-- start of GIVEN INFORMATION --
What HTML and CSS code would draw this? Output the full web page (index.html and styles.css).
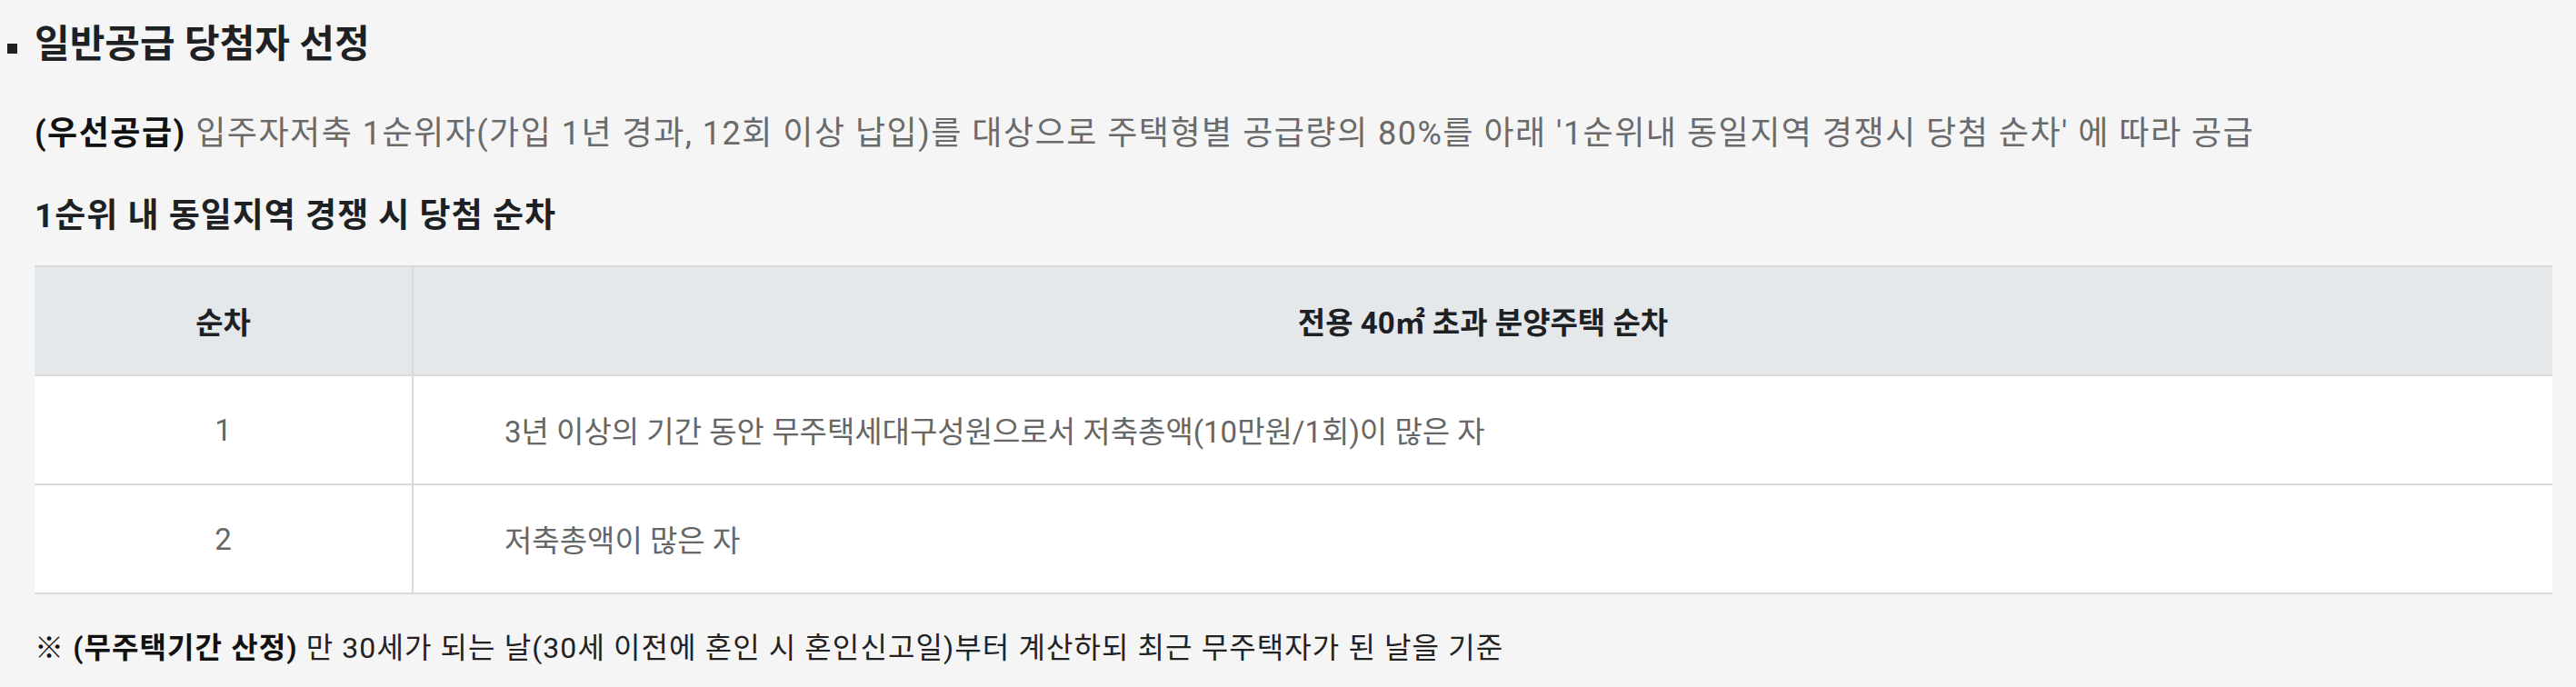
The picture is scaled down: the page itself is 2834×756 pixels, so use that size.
FILE: index.html
```html
<!DOCTYPE html>
<html lang="ko">

<head>
    <meta charset="UTF-8">
    <meta name="viewport" content="width=device-width, initial-scale=1.0">
    <title>일반공급 당첨자 선정</title>
    <link rel="stylesheet" href="styles.css">
</head>

<body>
    <div class="section">
        <h2 class="section-title">일반공급 당첨자 선정</h2>

        <p class="desc"><strong>(우선공급)</strong> 입주자저축 1순위자(가입 1년 경과, 12회 이상 납입)를 대상으로 주택형별 공급량의 80%를 아래 '1순위내 동일지역 경쟁시 당첨 순차' 에 따라 공급</p>

        <h3 class="sub-title">1순위 내 동일지역 경쟁 시 당첨 순차</h3>

        <table class="rank-table">
            <thead>
                <tr>
                    <th class="col-rank">순차</th>
                    <th>전용 40㎡ 초과 분양주택 순차</th>
                </tr>
            </thead>
            <tbody>
                <tr>
                    <td class="col-rank">1</td>
                    <td class="text">3년 이상의 기간 동안 무주택세대구성원으로서 저축총액(10만원/1회)이 많은 자</td>
                </tr>
                <tr>
                    <td class="col-rank">2</td>
                    <td class="text">저축총액이 많은 자</td>
                </tr>
            </tbody>
        </table>

        <p class="note"><strong>※ (무주택기간 산정)</strong> 만 30세가 되는 날(30세 이전에 혼인 시 혼인신고일)부터 계산하되 최근 무주택자가 된 날을 기준</p>
    </div>
</body>

</html>
```

FILE: styles.css
```css
body {
    margin: 0;
    background-color: #f5f5f5;
    font-family: Roboto, "Noto Sans CJK KR", sans-serif;
    color: #222;
}

.section {
    padding: 17px 26px 0 38px;
}

.section-title {
    margin: 0;
    font-size: 42px;
    line-height: 63px;
    font-weight: 700;
    color: #1e2124;
}

.section-title::before {
    content: "";
    display: inline-block;
    width: 11px;
    height: 11px;
    margin-left: -30px;
    margin-right: 19px;
    vertical-align: 4px;
    background-color: #1e2124;
}

.desc {
    margin: 40px 0 0;
    font-size: 36px;
    line-height: 54px;
    letter-spacing: 1.5px;
    color: #6a6a6a;
}

.desc strong {
    color: #111;
    font-weight: 700;
}

.sub-title {
    margin: 38px 0 0;
    font-size: 37px;
    line-height: 52px;
    letter-spacing: 1px;
    font-weight: 700;
    color: #1e2124;
}

.rank-table {
    width: 100%;
    margin-top: 28px;
    border-collapse: collapse;
    border-top: 2px solid #dadada;
}

.rank-table th,
.rank-table td {
    height: 118px;
    padding: 0;
    border-bottom: 2px solid #dadada;
    border-left: 2px solid #dadada;
}

.rank-table th:first-child,
.rank-table td:first-child {
    border-left: none;
}

.rank-table th {
    background-color: #e5e8eb;
    font-size: 33px;
    font-weight: 700;
    color: #1e2124;
    text-align: center;
}

.rank-table td {
    background-color: #fff;
    font-size: 33px;
    color: #666;
}

.col-rank {
    width: 415px;
    text-align: center;
}

.rank-table td.text {
    padding-left: 100px;
    text-align: left;
}

.note {
    margin: 36px 0 0;
    font-size: 32px;
    line-height: 46px;
    letter-spacing: 1.1px;
    color: #222;
}

.note strong {
    color: #111;
    font-weight: 700;
}
```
-- end of GIVEN INFORMATION --
YOUR GOAL
Quote the data exactly, leaving every image out of the copy.

THE OUTPUT
What HTML and CSS code would draw this? Output the full web page (index.html and styles.css).
The picture is scaled down: the page itself is 2834×756 pixels, so use that size.
FILE: index.html
```html
<!DOCTYPE html>
<html lang="ko">

<head>
    <meta charset="UTF-8">
    <meta name="viewport" content="width=device-width, initial-scale=1.0">
    <title>일반공급 당첨자 선정</title>
    <link rel="stylesheet" href="styles.css">
</head>

<body>
    <div class="section">
        <h2 class="section-title">일반공급 당첨자 선정</h2>

        <p class="desc"><strong>(우선공급)</strong> 입주자저축 1순위자(가입 1년 경과, 12회 이상 납입)를 대상으로 주택형별 공급량의 80%를 아래 '1순위내 동일지역 경쟁시 당첨 순차' 에 따라 공급</p>

        <h3 class="sub-title">1순위 내 동일지역 경쟁 시 당첨 순차</h3>

        <table class="rank-table">
            <thead>
                <tr>
                    <th class="col-rank">순차</th>
                    <th>전용 40㎡ 초과 분양주택 순차</th>
                </tr>
            </thead>
            <tbody>
                <tr>
                    <td class="col-rank">1</td>
                    <td class="text">3년 이상의 기간 동안 무주택세대구성원으로서 저축총액(10만원/1회)이 많은 자</td>
                </tr>
                <tr>
                    <td class="col-rank">2</td>
                    <td class="text">저축총액이 많은 자</td>
                </tr>
            </tbody>
        </table>

        <p class="note"><strong>※ (무주택기간 산정)</strong> 만 30세가 되는 날(30세 이전에 혼인 시 혼인신고일)부터 계산하되 최근 무주택자가 된 날을 기준</p>
    </div>
</body>

</html>
```

FILE: styles.css
```css
body {
    margin: 0;
    background-color: #f5f5f5;
    font-family: Roboto, "Noto Sans CJK KR", sans-serif;
    color: #222;
}

.section {
    padding: 17px 26px 0 38px;
}

.section-title {
    margin: 0;
    font-size: 42px;
    line-height: 63px;
    font-weight: 700;
    color: #1e2124;
}

.section-title::before {
    content: "";
    display: inline-block;
    width: 11px;
    height: 11px;
    margin-left: -30px;
    margin-right: 19px;
    vertical-align: 4px;
    background-color: #1e2124;
}

.desc {
    margin: 40px 0 0;
    font-size: 36px;
    line-height: 54px;
    letter-spacing: 1.5px;
    color: #6a6a6a;
}

.desc strong {
    color: #111;
    font-weight: 700;
}

.sub-title {
    margin: 38px 0 0;
    font-size: 37px;
    line-height: 52px;
    letter-spacing: 1px;
    font-weight: 700;
    color: #1e2124;
}

.rank-table {
    width: 100%;
    margin-top: 28px;
    border-collapse: collapse;
    border-top: 2px solid #dadada;
}

.rank-table th,
.rank-table td {
    height: 118px;
    padding: 0;
    border-bottom: 2px solid #dadada;
    border-left: 2px solid #dadada;
}

.rank-table th:first-child,
.rank-table td:first-child {
    border-left: none;
}

.rank-table th {
    background-color: #e5e8eb;
    font-size: 33px;
    font-weight: 700;
    color: #1e2124;
    text-align: center;
}

.rank-table td {
    background-color: #fff;
    font-size: 33px;
    color: #666;
}

.col-rank {
    width: 415px;
    text-align: center;
}

.rank-table td.text {
    padding-left: 100px;
    text-align: left;
}

.note {
    margin: 36px 0 0;
    font-size: 32px;
    line-height: 46px;
    letter-spacing: 1.1px;
    color: #222;
}

.note strong {
    color: #111;
    font-weight: 700;
}
```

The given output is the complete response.